## GIVEN TASK
Below is a listing; write it out exactly and drop any images from it.

◇ ◇ ◇ ◇

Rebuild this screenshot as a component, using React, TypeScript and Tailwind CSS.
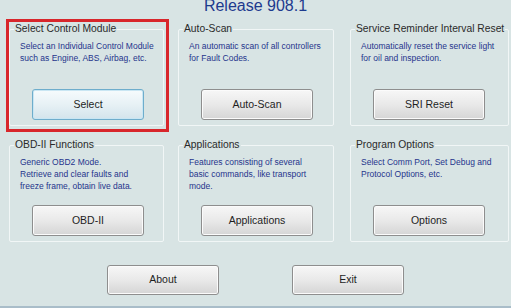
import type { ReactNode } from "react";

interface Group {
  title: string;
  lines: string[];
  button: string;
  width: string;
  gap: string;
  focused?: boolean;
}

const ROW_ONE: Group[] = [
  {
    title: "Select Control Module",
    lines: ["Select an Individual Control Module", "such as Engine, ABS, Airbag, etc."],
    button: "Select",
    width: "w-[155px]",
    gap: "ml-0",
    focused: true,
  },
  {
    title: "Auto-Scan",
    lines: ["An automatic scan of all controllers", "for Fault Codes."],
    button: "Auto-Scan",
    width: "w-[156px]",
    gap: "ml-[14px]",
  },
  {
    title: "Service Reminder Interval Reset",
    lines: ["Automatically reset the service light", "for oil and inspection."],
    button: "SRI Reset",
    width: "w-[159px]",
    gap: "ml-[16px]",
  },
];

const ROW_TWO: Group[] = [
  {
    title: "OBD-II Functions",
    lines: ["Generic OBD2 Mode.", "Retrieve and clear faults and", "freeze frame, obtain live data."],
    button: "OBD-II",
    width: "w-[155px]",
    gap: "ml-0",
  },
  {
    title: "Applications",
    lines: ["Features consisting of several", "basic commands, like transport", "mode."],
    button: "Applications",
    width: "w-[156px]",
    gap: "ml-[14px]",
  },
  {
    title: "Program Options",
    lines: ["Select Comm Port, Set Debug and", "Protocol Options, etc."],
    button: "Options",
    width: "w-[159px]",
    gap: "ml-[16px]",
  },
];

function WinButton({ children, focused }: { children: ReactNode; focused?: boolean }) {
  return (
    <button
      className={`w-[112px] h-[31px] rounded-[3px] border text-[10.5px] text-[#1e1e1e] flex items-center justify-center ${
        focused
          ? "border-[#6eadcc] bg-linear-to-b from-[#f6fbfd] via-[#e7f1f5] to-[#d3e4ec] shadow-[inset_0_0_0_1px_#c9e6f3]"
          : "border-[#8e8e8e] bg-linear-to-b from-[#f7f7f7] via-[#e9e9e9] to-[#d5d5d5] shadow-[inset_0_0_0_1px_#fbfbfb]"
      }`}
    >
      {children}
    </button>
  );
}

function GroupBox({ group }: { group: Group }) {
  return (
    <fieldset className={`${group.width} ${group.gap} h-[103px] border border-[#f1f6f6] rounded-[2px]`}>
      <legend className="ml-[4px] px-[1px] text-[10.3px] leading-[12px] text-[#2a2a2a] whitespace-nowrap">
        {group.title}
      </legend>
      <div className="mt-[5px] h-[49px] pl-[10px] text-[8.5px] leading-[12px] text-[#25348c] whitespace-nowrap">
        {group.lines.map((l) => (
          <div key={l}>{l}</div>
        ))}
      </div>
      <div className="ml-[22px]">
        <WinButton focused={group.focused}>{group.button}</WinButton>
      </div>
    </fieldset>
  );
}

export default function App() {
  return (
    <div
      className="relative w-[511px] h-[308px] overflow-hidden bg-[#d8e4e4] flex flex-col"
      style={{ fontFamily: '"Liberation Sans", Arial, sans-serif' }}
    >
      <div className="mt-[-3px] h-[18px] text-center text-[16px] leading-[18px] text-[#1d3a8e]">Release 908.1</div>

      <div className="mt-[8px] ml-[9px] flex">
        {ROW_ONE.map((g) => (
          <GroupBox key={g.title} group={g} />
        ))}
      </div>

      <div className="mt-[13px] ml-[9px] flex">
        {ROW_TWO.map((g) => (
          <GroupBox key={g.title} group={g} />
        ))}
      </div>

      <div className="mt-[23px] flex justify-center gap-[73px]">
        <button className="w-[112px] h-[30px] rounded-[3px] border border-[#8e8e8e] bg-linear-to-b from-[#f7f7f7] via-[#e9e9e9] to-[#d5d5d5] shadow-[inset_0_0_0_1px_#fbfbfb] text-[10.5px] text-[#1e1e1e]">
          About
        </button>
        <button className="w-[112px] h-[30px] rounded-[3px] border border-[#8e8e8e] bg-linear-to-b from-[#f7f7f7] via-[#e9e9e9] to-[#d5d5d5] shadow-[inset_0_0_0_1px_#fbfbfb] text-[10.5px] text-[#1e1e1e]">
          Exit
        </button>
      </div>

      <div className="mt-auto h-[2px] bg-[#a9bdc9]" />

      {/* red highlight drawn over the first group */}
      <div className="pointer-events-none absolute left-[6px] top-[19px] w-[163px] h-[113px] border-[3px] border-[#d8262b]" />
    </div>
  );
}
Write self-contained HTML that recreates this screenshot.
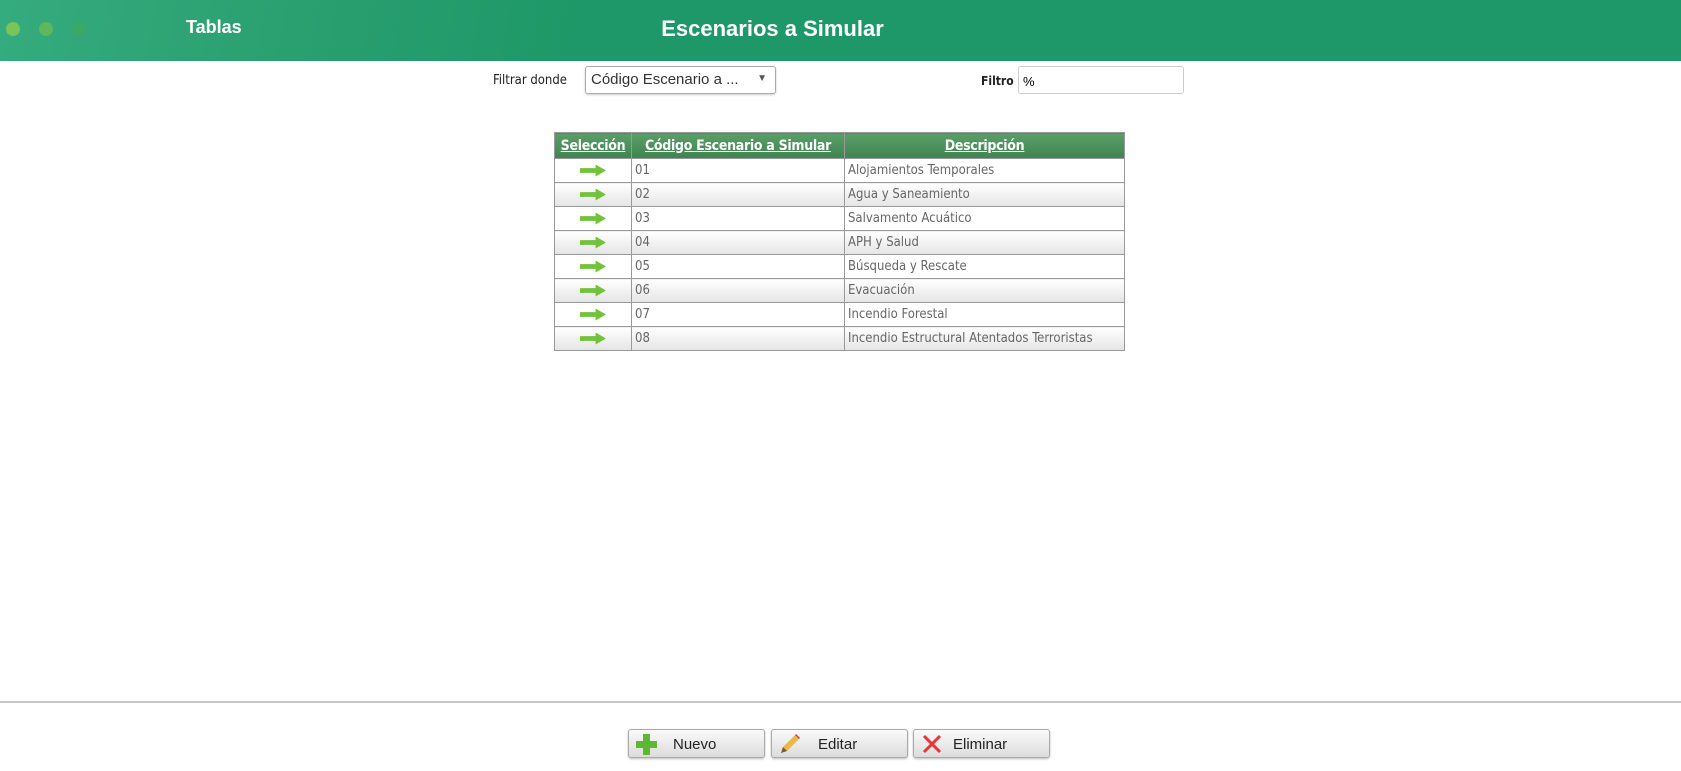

◇ ◇ ◇ ◇

## RESPONSE TO THIS TASK
Rebuild this screenshot as a component, using React, TypeScript and Tailwind CSS.
import type { ReactNode } from "react";

interface Group {
  title: string;
  lines: string[];
  button: string;
  width: string;
  gap: string;
  focused?: boolean;
}

const ROW_ONE: Group[] = [
  {
    title: "Select Control Module",
    lines: ["Select an Individual Control Module", "such as Engine, ABS, Airbag, etc."],
    button: "Select",
    width: "w-[155px]",
    gap: "ml-0",
    focused: true,
  },
  {
    title: "Auto-Scan",
    lines: ["An automatic scan of all controllers", "for Fault Codes."],
    button: "Auto-Scan",
    width: "w-[156px]",
    gap: "ml-[14px]",
  },
  {
    title: "Service Reminder Interval Reset",
    lines: ["Automatically reset the service light", "for oil and inspection."],
    button: "SRI Reset",
    width: "w-[159px]",
    gap: "ml-[16px]",
  },
];

const ROW_TWO: Group[] = [
  {
    title: "OBD-II Functions",
    lines: ["Generic OBD2 Mode.", "Retrieve and clear faults and", "freeze frame, obtain live data."],
    button: "OBD-II",
    width: "w-[155px]",
    gap: "ml-0",
  },
  {
    title: "Applications",
    lines: ["Features consisting of several", "basic commands, like transport", "mode."],
    button: "Applications",
    width: "w-[156px]",
    gap: "ml-[14px]",
  },
  {
    title: "Program Options",
    lines: ["Select Comm Port, Set Debug and", "Protocol Options, etc."],
    button: "Options",
    width: "w-[159px]",
    gap: "ml-[16px]",
  },
];

function WinButton({ children, focused }: { children: ReactNode; focused?: boolean }) {
  return (
    <button
      className={`w-[112px] h-[31px] rounded-[3px] border text-[10.5px] text-[#1e1e1e] flex items-center justify-center ${
        focused
          ? "border-[#6eadcc] bg-linear-to-b from-[#f6fbfd] via-[#e7f1f5] to-[#d3e4ec] shadow-[inset_0_0_0_1px_#c9e6f3]"
          : "border-[#8e8e8e] bg-linear-to-b from-[#f7f7f7] via-[#e9e9e9] to-[#d5d5d5] shadow-[inset_0_0_0_1px_#fbfbfb]"
      }`}
    >
      {children}
    </button>
  );
}

function GroupBox({ group }: { group: Group }) {
  return (
    <fieldset className={`${group.width} ${group.gap} h-[103px] border border-[#f1f6f6] rounded-[2px]`}>
      <legend className="ml-[4px] px-[1px] text-[10.3px] leading-[12px] text-[#2a2a2a] whitespace-nowrap">
        {group.title}
      </legend>
      <div className="mt-[5px] h-[49px] pl-[10px] text-[8.5px] leading-[12px] text-[#25348c] whitespace-nowrap">
        {group.lines.map((l) => (
          <div key={l}>{l}</div>
        ))}
      </div>
      <div className="ml-[22px]">
        <WinButton focused={group.focused}>{group.button}</WinButton>
      </div>
    </fieldset>
  );
}

export default function App() {
  return (
    <div
      className="relative w-[511px] h-[308px] overflow-hidden bg-[#d8e4e4] flex flex-col"
      style={{ fontFamily: '"Liberation Sans", Arial, sans-serif' }}
    >
      <div className="mt-[-3px] h-[18px] text-center text-[16px] leading-[18px] text-[#1d3a8e]">Release 908.1</div>

      <div className="mt-[8px] ml-[9px] flex">
        {ROW_ONE.map((g) => (
          <GroupBox key={g.title} group={g} />
        ))}
      </div>

      <div className="mt-[13px] ml-[9px] flex">
        {ROW_TWO.map((g) => (
          <GroupBox key={g.title} group={g} />
        ))}
      </div>

      <div className="mt-[23px] flex justify-center gap-[73px]">
        <button className="w-[112px] h-[30px] rounded-[3px] border border-[#8e8e8e] bg-linear-to-b from-[#f7f7f7] via-[#e9e9e9] to-[#d5d5d5] shadow-[inset_0_0_0_1px_#fbfbfb] text-[10.5px] text-[#1e1e1e]">
          About
        </button>
        <button className="w-[112px] h-[30px] rounded-[3px] border border-[#8e8e8e] bg-linear-to-b from-[#f7f7f7] via-[#e9e9e9] to-[#d5d5d5] shadow-[inset_0_0_0_1px_#fbfbfb] text-[10.5px] text-[#1e1e1e]">
          Exit
        </button>
      </div>

      <div className="mt-auto h-[2px] bg-[#a9bdc9]" />

      {/* red highlight drawn over the first group */}
      <div className="pointer-events-none absolute left-[6px] top-[19px] w-[163px] h-[113px] border-[3px] border-[#d8262b]" />
    </div>
  );
}
Write self-contained HTML that recreates this screenshot.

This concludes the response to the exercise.